Many businesses hesitate to expand into an overseas market, preferring to focus instead on domestic growth. Whilst this is a perfectly legitimate strategy it can give competition an edge if they have an alternative view.
One thing’s for sure: executing well in a new market provides a great opportunity for a business to really steepen the growth trajectory, as the ability to access a very large, previously untapped market can be a real game changer.
There are, however, many risks when operating in a new market for the first time. Establishing new customers in a new market can be quite challenging, with businesses spending a lot of time and resources deciding on a suitable pricing strategy. With an international business, pricing strategy gets trickier not just for customer pricing but internal transfer pricing as well.
The online FX pricing trap
Many businesses new to overseas expansion fall into the trap of converting the domestic price into a foreign currency price using an indicative exchange rate they find online. This could be a rate displayed on a currency converter or a news website quoting exchange rates that are often either delayed, a mid-rate or interbank rate.
Delayed pricing could be either a few minutes, hours or in some cases a day late. In a market that is constantly moving every second, and can move a considerable amount in just a few hours, using such an exchange rate to price overseas customers is a recipe for disaster.

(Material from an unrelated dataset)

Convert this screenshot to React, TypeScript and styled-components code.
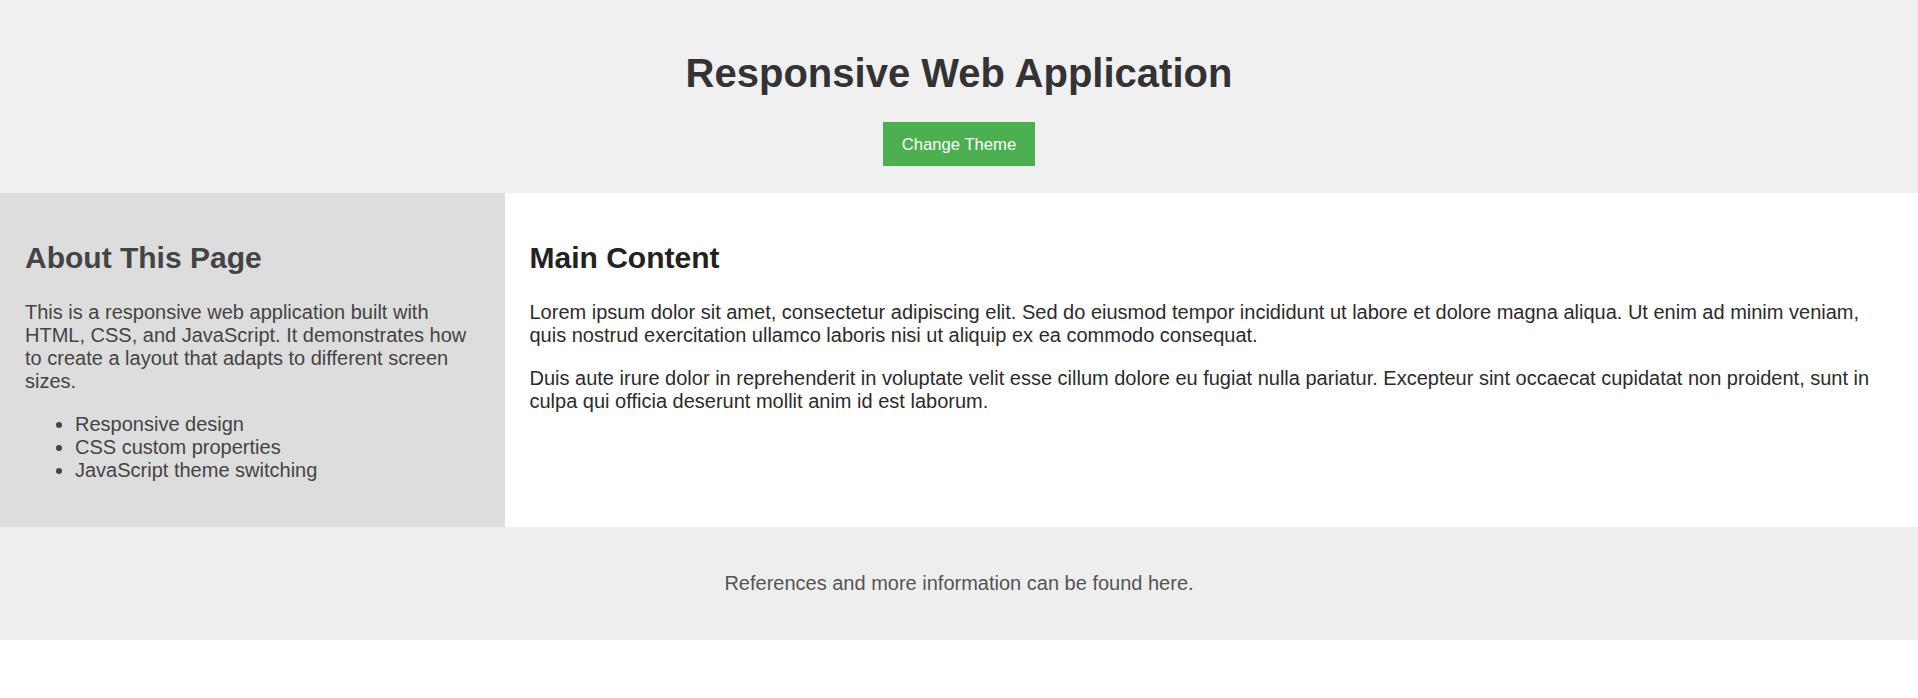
import styled, { createGlobalStyle } from 'styled-components';

const GlobalStyle = createGlobalStyle`
  html, body {
    margin: 0;
    padding: 0;
    background: #ffffff;
    font-family: 'Liberation Sans', Arial, sans-serif;
    font-size: 20px;
    color: #333;
  }
`;

const Header = styled.header`
  background-color: #f0f0f0;
  padding: 25px 25px 27px;
  text-align: center;
`;

const Title = styled.h1`
  font-size: 40px;
  font-weight: 700;
  color: #333;
  margin: 25px 0 26px;
  line-height: 46px;
`;

const ThemeButton = styled.button`
  font-family: 'Liberation Sans', Arial, sans-serif;
  font-size: 16.66px;
  line-height: 19px;
  background-color: #4caf50;
  color: #ffffff;
  border: none;
  padding: 12.5px 19px;
  cursor: pointer;
  display: inline-block;
  vertical-align: top;
`;

const Layout = styled.div`
  display: flex;
`;

const Section = styled.section<{ $grow: number; $bg: string; $color: string; $head: string }>`
  flex: ${(p) => p.$grow} 1 0;
  min-width: 0;
  padding: 25px;
  background-color: ${(p) => p.$bg};
  color: ${(p) => p.$color};

  h2 {
    font-size: 30px;
    font-weight: 700;
    line-height: 34.5px;
    margin: 23px 0 25px;
    color: ${(p) => p.$head};
  }
`;

const Paragraph = styled.p`
  font-size: 20px;
  line-height: 23px;
  margin: 20px 0;
`;

const FeatureList = styled.ul`
  font-size: 20px;
  line-height: 23px;
  margin: 20px 0;
  padding-left: 50px;
`;

const Footer = styled.footer`
  background-color: #eeeeee;
  padding: 25px;
  text-align: center;
  color: #555;
`;

const features = ['Responsive design', 'CSS custom properties', 'JavaScript theme switching'];

const App = () => {
  return (
    <>
      <GlobalStyle />
      <Header>
        <Title>Responsive Web Application</Title>
        <ThemeButton>Change Theme</ThemeButton>
      </Header>
      <Layout>
        <Section $grow={1} $bg="#dddddd" $color="#444" $head="#444">
          <h2>About This Page</h2>
          <Paragraph>
            This is a responsive web application built with HTML, CSS, and JavaScript. It
            demonstrates how to create a layout that adapts to different screen sizes.
          </Paragraph>
          <FeatureList>
            {features.map((f) => (
              <li key={f}>{f}</li>
            ))}
          </FeatureList>
        </Section>
        <Section $grow={3} $bg="#ffffff" $color="#2b2b2b" $head="#222">
          <h2>Main Content</h2>
          <Paragraph>
            Lorem ipsum dolor sit amet, consectetur adipiscing elit. Sed do eiusmod tempor
            incididunt ut labore et dolore magna aliqua. Ut enim ad minim veniam, quis nostrud
            exercitation ullamco laboris nisi ut aliquip ex ea commodo consequat.
          </Paragraph>
          <Paragraph>
            Duis aute irure dolor in reprehenderit in voluptate velit esse cillum dolore eu
            fugiat nulla pariatur. Excepteur sint occaecat cupidatat non proident, sunt in culpa
            qui officia deserunt mollit anim id est laborum.
          </Paragraph>
        </Section>
      </Layout>
      <Footer>
        <Paragraph>References and more information can be found here.</Paragraph>
      </Footer>
    </>
  );
};

export default App;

An adverse move could wipe out the profitability of the transaction altogether.
Exchange rates – what’s the difference?
Rates for international money transfers are quoted as simultaneous buy and sell prices. There is a difference between the buy and sell price, which is called the spread. Most currency converters on the internet show a mid-rate that lies between the buy and sell prices meaning the rate is not reliable at all as you can’t buy or sell at that rate. What makes this worse is that the mid-rate may also be delayed.
The exchange rates displayed on news sites, similar to mid-rates, are usually what’s known as the interbank or wholesale rate. This is the rate that the banks and very large institutions get to transact at amongst themselves. The aim for business is to try and get as close as possible to this exchange rate, but it is highly unlikely that it is possible to transfer money internationally using a bank within 1% of this rate, unless the size of the transfer is in the tens of millions at a time.
If a business is using any of these exchange rates to price their customers then it is highly likely they will incur some large FX losses over time that can not only wipe out any profit margin but even return a loss.
There is often a timing mismatch because by the time the foreign currency is received and then converted back into Australian dollars the exchange rate has moved. Yes, it could have moved in a business’s favour, actually increasing profits, and whilst this may happen it is by pure chance and the odds are that at some point the movement will be in the other direction.
Some businesses with a little more experience dealing with foreign pricing often use the buy or sell rate of the banks to price customers. This is a step in the right direction because at least that is the actual transfer rate for that day (not a mid-rate or interbank rate) but it is still not live as the banks tend to set these at the beginning of each day for that day’s trade. So if there is a delay in the funds transfer of a few days then the actual exchange rate when the funds are received will again be different.
Getting some certainty
It’s probably no great surprise that the banks usually don’t like to take any risk, so they prefer to receive the foreign currency first and then convert into Aussie dollars once received at the exchange rate they have set for that day. This is not the best result for the business, not only because the exchange rates can be quite horrendous but also because they cannot budget with any certainty as to what amount of money they will receive when. Compounding the frustration for many is the difficulty of reconciling at month end, with the more foreign payments received throughout the period the larger the administrative burden.
In this instance banks will often recommend a business open a foreign currency bank account to control the conversion rate and make accounting simpler. There are also some netting benefits for those businesses that have two-way currency flows, i.e. receive frequent offshore payments and also have a regular need to send money the other way. However, the maintenance and inward receiving fees on foreign currency bank accounts are usually very high, making them less attractive.
In order to get some certainty it is possible to secure an exchange rate before the international money transfer takes place. To get access to this type of facility, businesses may have to shop around and seek the services of an alternative provider of international money transfers. These providers should provide the ability to lock in an exchange rate prior to the funds being received without the need for a foreign currency bank account. Not only can such a provider help avoid the online FX pricing trap and ensure some cash flow certainty but they can also provide advice as to better manage your international pricing.